┌────────
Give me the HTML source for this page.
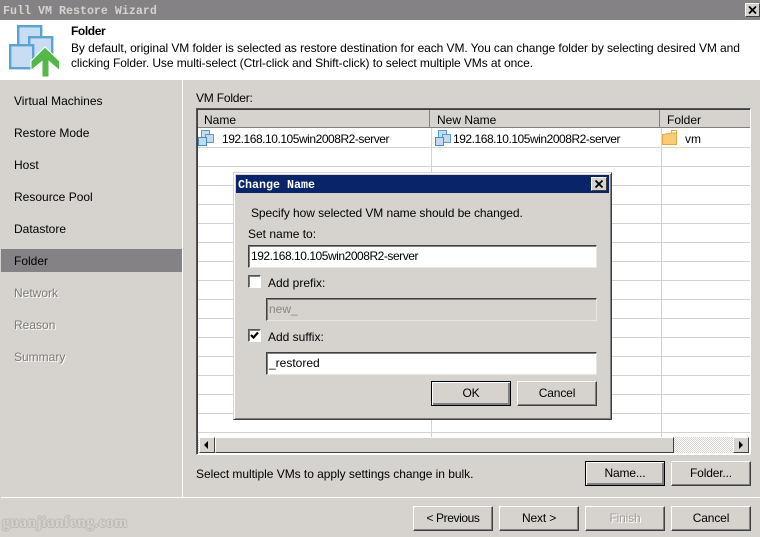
<!DOCTYPE html>
<html><head><meta charset="utf-8">
<style>
html,body{margin:0;padding:0}
body{width:760px;height:537px;position:relative;overflow:hidden;background:#d6d3ce;font-family:"Liberation Sans",sans-serif;font-size:12px;color:#000}
.a{position:absolute}
.t{position:absolute;white-space:nowrap;line-height:14px}
.ip{letter-spacing:-.46px}
.btn{position:absolute;box-sizing:border-box;width:80px;height:25px;background:#d6d3ce;border:1px solid;border-color:#fff #404040 #404040 #fff;box-shadow:inset -1px -1px 0 #808080;text-align:center;line-height:23px;letter-spacing:-.15px}
.def{border:1px solid #000;box-shadow:inset 1px 1px 0 #fff,inset -2px -2px 0 #808080}
.dis{color:#a09d98;text-shadow:1px 1px 0 #fff}
.inp{position:absolute;box-sizing:border-box;background:#fff;border:1px solid;border-color:#404040 #e8e6e2 #e8e6e2 #404040;box-shadow:inset 1px 1px 0 #808080;line-height:21px;padding-left:2px;white-space:nowrap}
.chk{position:absolute;box-sizing:border-box;width:13px;height:13px;background:#fff;border:1px solid;border-color:#555 #fff #fff #555;box-shadow:inset 1px 1px 0 #808080}
.hl{position:absolute;left:198px;width:552px;height:1px;background:#d6d3ce}
.sb{position:absolute;box-sizing:border-box;width:16px;height:16px;background:#d6d3ce;border:1px solid;border-color:#fff #404040 #404040 #fff}
.nav{left:14px}
</style></head><body>

<div class="a" style="left:0;top:0;width:760px;height:20px;background:#848284"></div>
<div class="t" style="left:3px;top:4px;font-family:'Liberation Mono',monospace;font-weight:bold;font-size:11.67px;color:#d6d3ce">Full VM Restore Wizard</div>
<div class="a" style="left:745px;top:3px;width:15px;height:14px;box-sizing:border-box;background:#d6d3ce;border:1px solid;border-color:#fff #404040 #404040 #fff;">
<svg width="13" height="12" style="display:block"><path d="M3 2.500L10 9.500M10 2.500L3 9.500" stroke="#000" stroke-width="1.800"/></svg></div>

<div class="a" style="left:0;top:20px;width:760px;height:60px;background:#fff"></div>
<svg class="a" style="left:0;top:20px" width="70" height="60" viewBox="0 20 70 60">
<rect x="18.200" y="26.200" width="23" height="25" fill="#c8dcf3" stroke="#5ba3d0" stroke-width="2.400"/>
<rect x="29.200" y="37.200" width="23" height="24" fill="#c8dcf3" stroke="#5ba3d0" stroke-width="2.400"/>
<rect x="10.200" y="45.200" width="23" height="23" fill="#c8dcf3" stroke="#5ba3d0" stroke-width="2.400"/>
<path d="M45 47L59.500 61V70.500L49 61.500V77H42V61.500L31 70.500V61Z" fill="#52b848" stroke="#fff" stroke-width="1"/>
</svg>
<div class="t" style="left:71px;top:24px;font-weight:bold;letter-spacing:-.4px">Folder</div>
<div class="t" style="left:71px;top:41px;letter-spacing:-.08px">By default, original VM folder is selected as restore destination for each VM. You can change folder by selecting desired VM and</div>
<div class="t" style="left:71px;top:56px;letter-spacing:-.08px">clicking Folder. Use multi-select (Ctrl-click and Shift-click) to select multiple VMs at once.</div>

<div class="a" style="left:182px;top:80px;width:1px;height:417px;background:#fff"></div>
<div class="a" style="left:1px;top:497px;width:759px;height:1px;background:#fff"></div>

<div class="t nav" style="top:94px">Virtual Machines</div>
<div class="t nav" style="top:126px">Restore Mode</div>
<div class="t nav" style="top:158px">Host</div>
<div class="t nav" style="top:190px">Resource Pool</div>
<div class="t nav" style="top:222px">Datastore</div>
<div class="a" style="left:1px;top:249px;width:181px;height:23px;background:#848284"></div>
<div class="t nav" style="top:254px">Folder</div>
<div class="t nav dis" style="top:286px;color:#7d7a75">Network</div>
<div class="t nav dis" style="top:318px;color:#7d7a75">Reason</div>
<div class="t nav dis" style="top:350px;color:#7d7a75">Summary</div>

<div class="t" style="left:196px;top:91px;letter-spacing:-.2px">VM Folder:</div>

<!-- grid -->
<div class="a" style="left:196px;top:108px;width:555px;height:347px;box-sizing:border-box;background:#fff;border:1px solid;border-color:#555 #fff #fff #555;box-shadow:inset 1px 1px 0 #404040"></div>
<div class="a" style="left:198px;top:110px;width:552px;height:18px;background:#d6d3ce;border-bottom:1px solid #808080;box-sizing:border-box"></div>
<div class="a" style="left:429px;top:110px;width:1px;height:17px;background:#808080"></div>
<div class="a" style="left:659px;top:110px;width:1px;height:17px;background:#808080"></div>
<div class="t" style="left:204px;top:113px">Name</div>
<div class="t" style="left:437px;top:113px">New Name</div>
<div class="t" style="left:667px;top:113px">Folder</div>
<div class="a" style="left:431px;top:128px;width:1px;height:309px;background:#d6d3ce"></div>
<div class="a" style="left:661px;top:128px;width:1px;height:309px;background:#d6d3ce"></div>
<div class="hl" style="top:147px"></div><div class="hl" style="top:166px"></div><div class="hl" style="top:185px"></div><div class="hl" style="top:204px"></div><div class="hl" style="top:223px"></div><div class="hl" style="top:242px"></div><div class="hl" style="top:261px"></div><div class="hl" style="top:280px"></div><div class="hl" style="top:299px"></div><div class="hl" style="top:318px"></div><div class="hl" style="top:337px"></div><div class="hl" style="top:356px"></div><div class="hl" style="top:375px"></div><div class="hl" style="top:394px"></div><div class="hl" style="top:413px"></div><div class="hl" style="top:432px"></div>

<svg class="a" style="left:198px;top:130px" width="17" height="17">
<rect x="3.500" y="0.500" width="8" height="8" fill="#c5d9f1" stroke="#5a9fcb"/>
<rect x="7.500" y="4.500" width="8" height="8" fill="#c5d9f1" stroke="#5a9fcb"/>
<rect x="0.500" y="7.500" width="8" height="8" fill="#c5d9f1" stroke="#3f8fc4"/>
</svg>
<svg class="a" style="left:435px;top:130px" width="17" height="17">
<rect x="3.500" y="0.500" width="8" height="8" fill="#c5d9f1" stroke="#5a9fcb"/>
<rect x="7.500" y="4.500" width="8" height="8" fill="#c5d9f1" stroke="#5a9fcb"/>
<rect x="0.500" y="7.500" width="8" height="8" fill="#c5d9f1" stroke="#3f8fc4"/>
</svg>
<svg class="a" style="left:662px;top:130px" width="16" height="15">
<path d="M9.500 3.500V0.500H14.500V3.500" fill="#fff" stroke="#e8a93a"/>
<path d="M0.500 14.500V4.500L9.500 3L14.500 3V14.500Z" fill="#f8cb76" stroke="#e8a93a"/>
</svg>
<div class="t ip" style="left:222px;top:132px">192.168.10.105win2008R2-server</div>
<div class="t ip" style="left:453px;top:132px">192.168.10.105win2008R2-server</div>
<div class="t" style="left:685px;top:132px">vm</div>

<!-- scrollbar -->
<div class="a" style="left:198px;top:437px;width:551px;height:16px;background:repeating-conic-gradient(#d6d3ce 0 25%,#fff 0 50%) 0 0/2px 2px"></div>
<div class="sb" style="left:199px;top:437px"><div class="a" style="left:4px;top:3px;width:0;height:0;border:4px solid transparent;border-right:4px solid #000;border-left:0"></div></div>
<div class="a" style="left:215px;top:437px;width:459px;height:16px;box-sizing:border-box;background:#d6d3ce;border:1px solid;border-color:#fff #404040 #404040 #fff"></div>
<div class="sb" style="left:733px;top:437px"><div class="a" style="left:5px;top:3px;width:0;height:0;border:4px solid transparent;border-left:4px solid #000;border-right:0"></div></div>

<div class="t" style="left:196px;top:467px;letter-spacing:-.04px">Select multiple VMs to apply settings change in bulk.</div>
<div class="btn def" style="left:585px;top:461px">Name...</div>
<div class="btn" style="left:671px;top:461px">Folder...</div>

<div class="btn" style="left:413px;top:506px;letter-spacing:-.4px">&lt; Previous</div>
<div class="btn" style="left:499px;top:506px">Next &gt;</div>
<div class="btn dis" style="left:585px;top:506px">Finish</div>
<div class="btn" style="left:671px;top:506px">Cancel</div>

<div class="t" style="left:2px;top:516px;font-family:'Liberation Serif',serif;font-weight:bold;font-size:15.500px;letter-spacing:.45px;color:#d6d3ce;text-shadow:-1px 0 0 #bbb8b3,1px 0 0 #bbb8b3,0 -1px 0 #bbb8b3,0 1px 0 #bbb8b3">guanjianfeng.com</div>

<!-- dialog -->
<div class="a" style="left:233px;top:172px;width:379px;height:248px;box-sizing:border-box;background:#d6d3ce;border:1px solid;border-color:#d6d3ce #404040 #404040 #d6d3ce;box-shadow:inset 1px 1px 0 #fff,inset -1px -1px 0 #808080"></div>
<div class="a" style="left:236px;top:175px;width:373px;height:18px;background:#0a246a"></div>
<div class="t" style="left:238px;top:178px;font-family:'Liberation Mono',monospace;font-weight:bold;font-size:11.67px;color:#fff">Change Name</div>
<div class="a" style="left:591px;top:177px;width:16px;height:14px;box-sizing:border-box;background:#d6d3ce;border:1px solid;border-color:#fff #404040 #404040 #fff">
<svg width="14" height="12" style="display:block"><path d="M3.500 2.500L10.500 9.500M10.500 2.500L3.500 9.500" stroke="#000" stroke-width="1.800"/></svg></div>
<div class="t" style="left:251px;top:206px;letter-spacing:-.08px">Specify how selected VM name should be changed.</div>
<div class="t" style="left:248px;top:227px">Set name to:</div>
<div class="inp ip" style="left:248px;top:245px;width:349px;height:23px">192.168.10.105win2008R2-server</div>
<div class="chk" style="left:248px;top:275px"></div>
<div class="t" style="left:268px;top:276px">Add prefix:</div>
<div class="inp" style="left:266px;top:298px;width:331px;height:23px;background:#d6d3ce;color:#8a8782">new_</div>
<div class="chk" style="left:248px;top:329px"><svg width="11" height="11" style="display:block"><path d="M2 5L4.500 7.500L9 2.500" fill="none" stroke="#000" stroke-width="2.200"/></svg></div>
<div class="t" style="left:268px;top:330px">Add suffix:</div>
<div class="inp" style="left:266px;top:352px;width:331px;height:23px">_restored</div>
<div class="btn def" style="left:431px;top:381px">OK</div>
<div class="btn" style="left:517px;top:381px">Cancel</div>
</body></html>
└────────
:: WRITTEN PROBLEM ::
Could the lines from the top of the material through the line with "</style></head><body>" be repeated exactly, pictures left out?

:: RESULT OF THIS EXERCISE ::
Give me the HTML source for this page.
<!DOCTYPE html>
<html><head><meta charset="utf-8">
<style>
html,body{margin:0;padding:0}
body{width:760px;height:537px;position:relative;overflow:hidden;background:#d6d3ce;font-family:"Liberation Sans",sans-serif;font-size:12px;color:#000}
.a{position:absolute}
.t{position:absolute;white-space:nowrap;line-height:14px}
.ip{letter-spacing:-.46px}
.btn{position:absolute;box-sizing:border-box;width:80px;height:25px;background:#d6d3ce;border:1px solid;border-color:#fff #404040 #404040 #fff;box-shadow:inset -1px -1px 0 #808080;text-align:center;line-height:23px;letter-spacing:-.15px}
.def{border:1px solid #000;box-shadow:inset 1px 1px 0 #fff,inset -2px -2px 0 #808080}
.dis{color:#a09d98;text-shadow:1px 1px 0 #fff}
.inp{position:absolute;box-sizing:border-box;background:#fff;border:1px solid;border-color:#404040 #e8e6e2 #e8e6e2 #404040;box-shadow:inset 1px 1px 0 #808080;line-height:21px;padding-left:2px;white-space:nowrap}
.chk{position:absolute;box-sizing:border-box;width:13px;height:13px;background:#fff;border:1px solid;border-color:#555 #fff #fff #555;box-shadow:inset 1px 1px 0 #808080}
.hl{position:absolute;left:198px;width:552px;height:1px;background:#d6d3ce}
.sb{position:absolute;box-sizing:border-box;width:16px;height:16px;background:#d6d3ce;border:1px solid;border-color:#fff #404040 #404040 #fff}
.nav{left:14px}
</style></head><body>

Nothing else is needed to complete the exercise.